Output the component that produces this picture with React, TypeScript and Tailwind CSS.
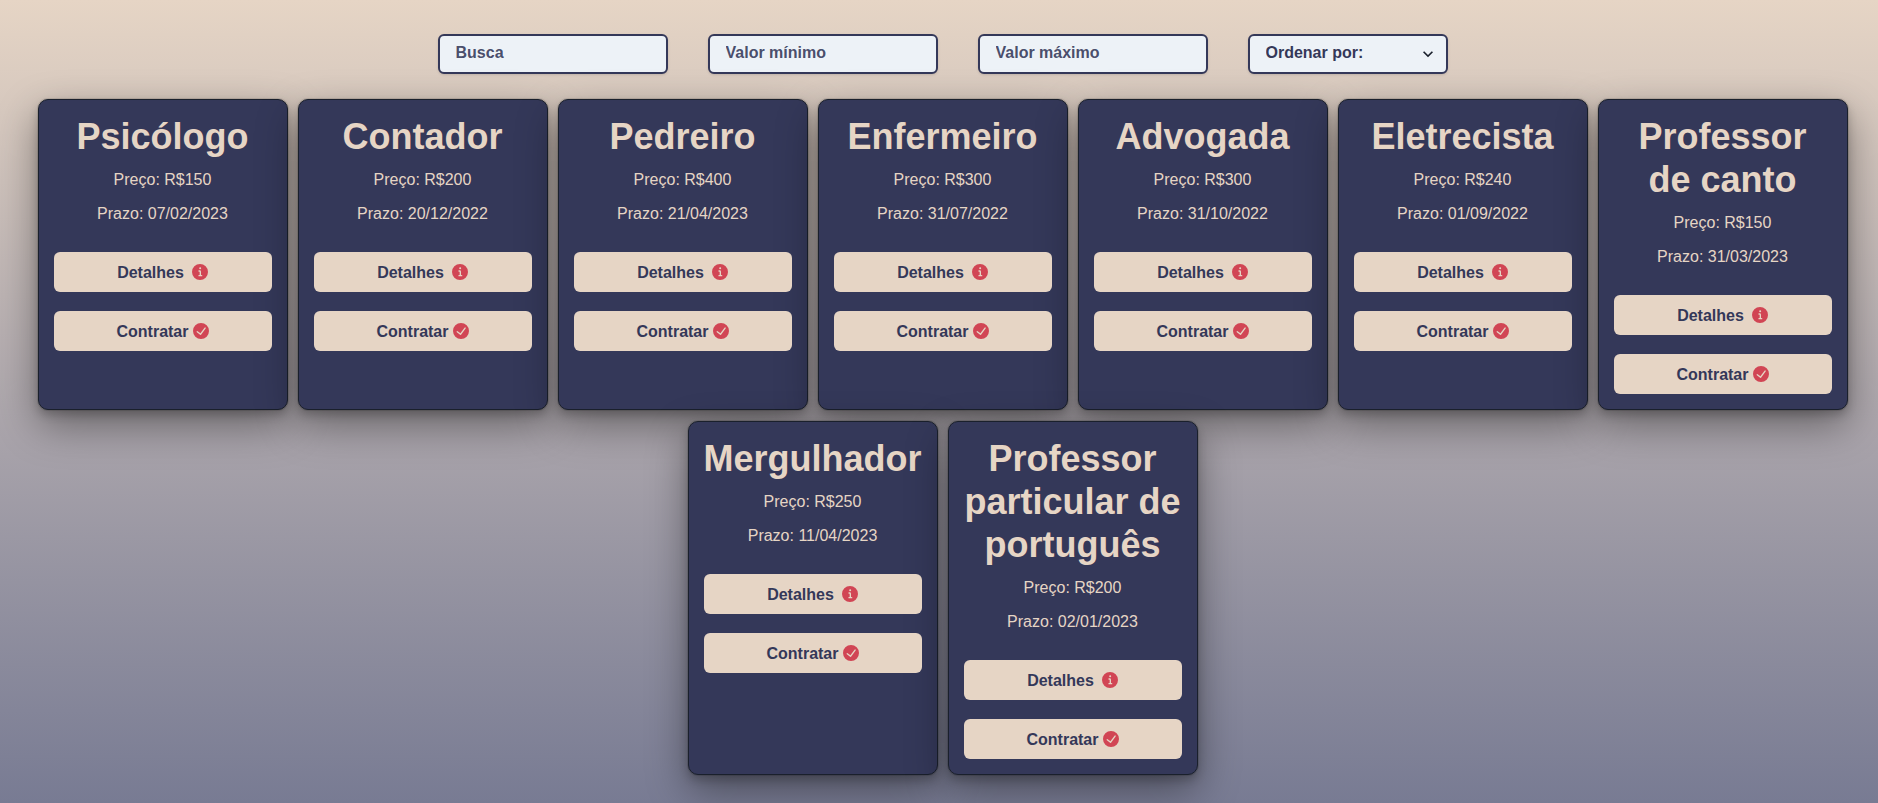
import React from "react";

type Service = { title: string; price: number; deadline: string };

const services: Service[] = [
  { title: "Psicólogo", price: 150, deadline: "07/02/2023" },
  { title: "Contador", price: 200, deadline: "20/12/2022" },
  { title: "Pedreiro", price: 400, deadline: "21/04/2023" },
  { title: "Enfermeiro", price: 300, deadline: "31/07/2022" },
  { title: "Advogada", price: 300, deadline: "31/10/2022" },
  { title: "Eletrecista", price: 240, deadline: "01/09/2022" },
  { title: "Professor de canto", price: 150, deadline: "31/03/2023" },
  { title: "Mergulhador", price: 250, deadline: "11/04/2023" },
  { title: "Professor particular de português", price: 200, deadline: "02/01/2023" },
];

const fieldClass =
  "h-10 rounded-md border-2 border-[#343859] bg-[#edf2f7] px-4 pb-0.5 text-base font-bold text-[#343859] shadow-sm outline-none placeholder:text-[#343859]/90";

const buttonClass =
  "relative flex h-10 items-center justify-center rounded-md bg-[#e6d5c5] leading-[19px]";

function InfoIcon() {
  return (
    <svg viewBox="0 0 24 24" className="size-4 fill-[#d14554]" aria-hidden="true">
      <path d="M12,0A12,12,0,1,0,24,12,12.013,12.013,0,0,0,12,0Zm.25,5a1.5,1.5,0,1,1-1.5,1.5A1.5,1.5,0,0,1,12.25,5ZM14.5,18.5h-4a1,1,0,0,1,0-2h.75a.25.25,0,0,0,.25-.25v-4.5a.25.25,0,0,0-.25-.25H10.5a1,1,0,0,1,0-2h1a2,2,0,0,1,2,2v4.75a.25.25,0,0,0,.25.25h.75a1,1,0,1,1,0,2Z" />
    </svg>
  );
}

function CheckIcon() {
  return (
    <svg viewBox="0 0 24 24" className="size-4 fill-[#d14554]" aria-hidden="true">
      <path d="M12,0A12,12,0,1,0,24,12,12.014,12.014,0,0,0,12,0Zm6.927,8.2-6.845,9.289a1.011,1.011,0,0,1-1.43.188L5.764,13.769a1,1,0,1,1,1.25-1.562l4.076,3.261,6.227-8.451A1,1,0,1,1,18.927,8.2Z" />
    </svg>
  );
}

function ServiceCard({ title, price, deadline }: Service) {
  return (
    <li className="flex w-[250px] flex-col rounded-[10px] border border-[#1a202c] bg-[#343859] p-[15px] text-center text-[#e6d5c5] shadow-[0_0_0_1px_rgba(0,0,0,0.1),0_5px_10px_rgba(0,0,0,0.2),0_15px_40px_rgba(0,0,0,0.4)]">
      <h2 className="text-4xl leading-[43px] font-bold">{title}</h2>
      <p className="mt-[10px] text-base">Preço: R${price}</p>
      <p className="mt-[10px] text-base">Prazo: {deadline}</p>
      <div className="mt-[26px] flex flex-col gap-[19px] font-bold text-[#343859]">
        <button type="button" className={`gap-2 ${buttonClass}`}>
          Detalhes
          <InfoIcon />
        </button>
        <button type="button" className={`gap-1 ${buttonClass}`}>
          Contratar
          <CheckIcon />
        </button>
      </div>
    </li>
  );
}

export default function App() {
  return (
    <main className="min-h-screen bg-linear-to-b from-[#e6d5c5] to-[#787b93] pt-[34px] pb-7 pl-[7px] font-['Liberation_Sans',Arial,sans-serif]">
      <form className="flex flex-wrap justify-center gap-10">
        <input aria-label="Busca" placeholder="Busca" className={`w-[230px] ${fieldClass}`} />
        <input aria-label="Valor mínimo" placeholder="Valor mínimo" className={`w-[230px] ${fieldClass}`} />
        <input aria-label="Valor máximo" placeholder="Valor máximo" className={`w-[230px] ${fieldClass}`} />
        <div className="relative w-[200px]">
          <select aria-label="Ordenar por" className={`w-full appearance-none ${fieldClass}`}>
            <option>Ordenar por:</option>
            <option>Título</option>
            <option>Preço</option>
            <option>Prazo</option>
          </select>
          <svg viewBox="0 0 24 24" className="pointer-events-none absolute top-[10px] right-[10px] size-5 fill-[#1a202c]" aria-hidden="true">
            <path d="M16.59 8.59L12 13.17 7.41 8.59 6 10l6 6 6-6z" />
          </svg>
        </div>
      </form>
      <ul className="mt-[25px] flex flex-wrap justify-center gap-x-[10px] gap-y-[11px]">
        {services.map((service) => (
          <ServiceCard key={service.title} {...service} />
        ))}
      </ul>
    </main>
  );
}
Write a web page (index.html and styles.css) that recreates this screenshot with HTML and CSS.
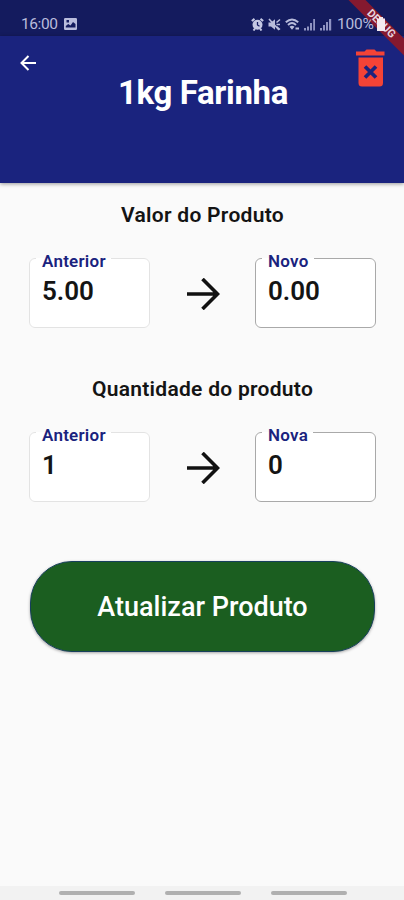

TASK -> Can you retype every record above exactly, leaving out the pictures?

ANSWER TO THIS EXERCISE ->
Output the component that produces this picture with React, TypeScript and Tailwind CSS.
import React from "react";

type Service = { title: string; price: number; deadline: string };

const services: Service[] = [
  { title: "Psicólogo", price: 150, deadline: "07/02/2023" },
  { title: "Contador", price: 200, deadline: "20/12/2022" },
  { title: "Pedreiro", price: 400, deadline: "21/04/2023" },
  { title: "Enfermeiro", price: 300, deadline: "31/07/2022" },
  { title: "Advogada", price: 300, deadline: "31/10/2022" },
  { title: "Eletrecista", price: 240, deadline: "01/09/2022" },
  { title: "Professor de canto", price: 150, deadline: "31/03/2023" },
  { title: "Mergulhador", price: 250, deadline: "11/04/2023" },
  { title: "Professor particular de português", price: 200, deadline: "02/01/2023" },
];

const fieldClass =
  "h-10 rounded-md border-2 border-[#343859] bg-[#edf2f7] px-4 pb-0.5 text-base font-bold text-[#343859] shadow-sm outline-none placeholder:text-[#343859]/90";

const buttonClass =
  "relative flex h-10 items-center justify-center rounded-md bg-[#e6d5c5] leading-[19px]";

function InfoIcon() {
  return (
    <svg viewBox="0 0 24 24" className="size-4 fill-[#d14554]" aria-hidden="true">
      <path d="M12,0A12,12,0,1,0,24,12,12.013,12.013,0,0,0,12,0Zm.25,5a1.5,1.5,0,1,1-1.5,1.5A1.5,1.5,0,0,1,12.25,5ZM14.5,18.5h-4a1,1,0,0,1,0-2h.75a.25.25,0,0,0,.25-.25v-4.5a.25.25,0,0,0-.25-.25H10.5a1,1,0,0,1,0-2h1a2,2,0,0,1,2,2v4.75a.25.25,0,0,0,.25.25h.75a1,1,0,1,1,0,2Z" />
    </svg>
  );
}

function CheckIcon() {
  return (
    <svg viewBox="0 0 24 24" className="size-4 fill-[#d14554]" aria-hidden="true">
      <path d="M12,0A12,12,0,1,0,24,12,12.014,12.014,0,0,0,12,0Zm6.927,8.2-6.845,9.289a1.011,1.011,0,0,1-1.43.188L5.764,13.769a1,1,0,1,1,1.25-1.562l4.076,3.261,6.227-8.451A1,1,0,1,1,18.927,8.2Z" />
    </svg>
  );
}

function ServiceCard({ title, price, deadline }: Service) {
  return (
    <li className="flex w-[250px] flex-col rounded-[10px] border border-[#1a202c] bg-[#343859] p-[15px] text-center text-[#e6d5c5] shadow-[0_0_0_1px_rgba(0,0,0,0.1),0_5px_10px_rgba(0,0,0,0.2),0_15px_40px_rgba(0,0,0,0.4)]">
      <h2 className="text-4xl leading-[43px] font-bold">{title}</h2>
      <p className="mt-[10px] text-base">Preço: R${price}</p>
      <p className="mt-[10px] text-base">Prazo: {deadline}</p>
      <div className="mt-[26px] flex flex-col gap-[19px] font-bold text-[#343859]">
        <button type="button" className={`gap-2 ${buttonClass}`}>
          Detalhes
          <InfoIcon />
        </button>
        <button type="button" className={`gap-1 ${buttonClass}`}>
          Contratar
          <CheckIcon />
        </button>
      </div>
    </li>
  );
}

export default function App() {
  return (
    <main className="min-h-screen bg-linear-to-b from-[#e6d5c5] to-[#787b93] pt-[34px] pb-7 pl-[7px] font-['Liberation_Sans',Arial,sans-serif]">
      <form className="flex flex-wrap justify-center gap-10">
        <input aria-label="Busca" placeholder="Busca" className={`w-[230px] ${fieldClass}`} />
        <input aria-label="Valor mínimo" placeholder="Valor mínimo" className={`w-[230px] ${fieldClass}`} />
        <input aria-label="Valor máximo" placeholder="Valor máximo" className={`w-[230px] ${fieldClass}`} />
        <div className="relative w-[200px]">
          <select aria-label="Ordenar por" className={`w-full appearance-none ${fieldClass}`}>
            <option>Ordenar por:</option>
            <option>Título</option>
            <option>Preço</option>
            <option>Prazo</option>
          </select>
          <svg viewBox="0 0 24 24" className="pointer-events-none absolute top-[10px] right-[10px] size-5 fill-[#1a202c]" aria-hidden="true">
            <path d="M16.59 8.59L12 13.17 7.41 8.59 6 10l6 6 6-6z" />
          </svg>
        </div>
      </form>
      <ul className="mt-[25px] flex flex-wrap justify-center gap-x-[10px] gap-y-[11px]">
        {services.map((service) => (
          <ServiceCard key={service.title} {...service} />
        ))}
      </ul>
    </main>
  );
}
Write a web page (index.html and styles.css) that recreates this screenshot with HTML and CSS.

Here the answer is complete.